- Interface markup and scripts:

╭──

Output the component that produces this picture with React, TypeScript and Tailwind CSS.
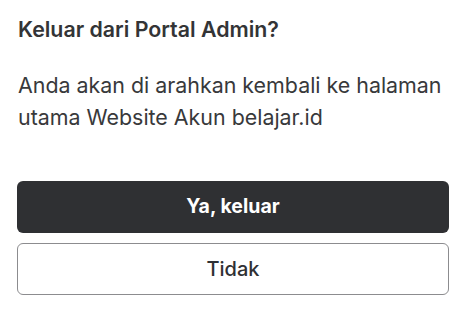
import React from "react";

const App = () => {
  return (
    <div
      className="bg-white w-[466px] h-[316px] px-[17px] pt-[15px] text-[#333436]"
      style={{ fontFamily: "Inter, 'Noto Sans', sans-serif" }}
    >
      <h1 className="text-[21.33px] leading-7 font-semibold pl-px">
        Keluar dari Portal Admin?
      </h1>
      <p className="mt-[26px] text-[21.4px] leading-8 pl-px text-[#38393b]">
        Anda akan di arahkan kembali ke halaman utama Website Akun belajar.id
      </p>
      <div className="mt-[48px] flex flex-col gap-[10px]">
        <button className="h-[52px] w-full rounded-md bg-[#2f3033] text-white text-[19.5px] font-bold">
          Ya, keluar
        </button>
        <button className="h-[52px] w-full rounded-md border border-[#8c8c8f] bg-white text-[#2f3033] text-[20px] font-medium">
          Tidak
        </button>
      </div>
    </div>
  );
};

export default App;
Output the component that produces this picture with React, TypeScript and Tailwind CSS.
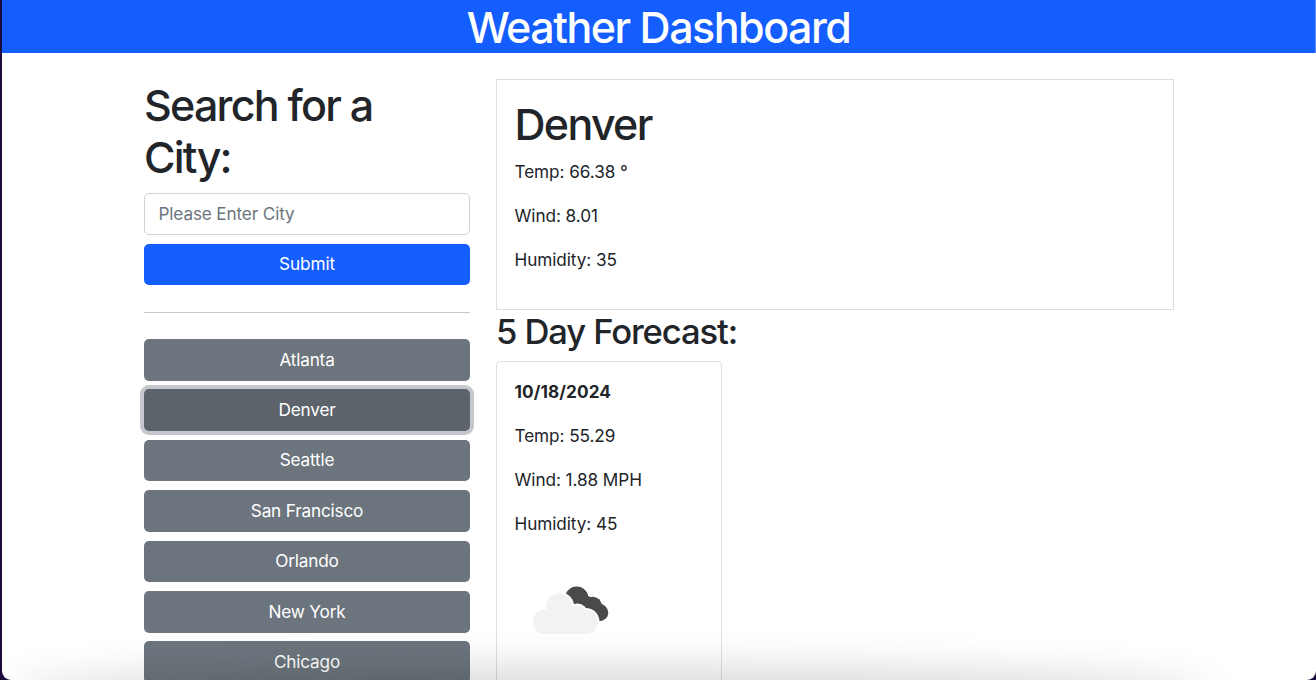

╰──

- Aim:
Repeat only the lines between the start of the data and the line with "import React from", including those two lines, and skip the pictures.

- Full response:
Output the component that produces this picture with React, TypeScript and Tailwind CSS.
import React from "react";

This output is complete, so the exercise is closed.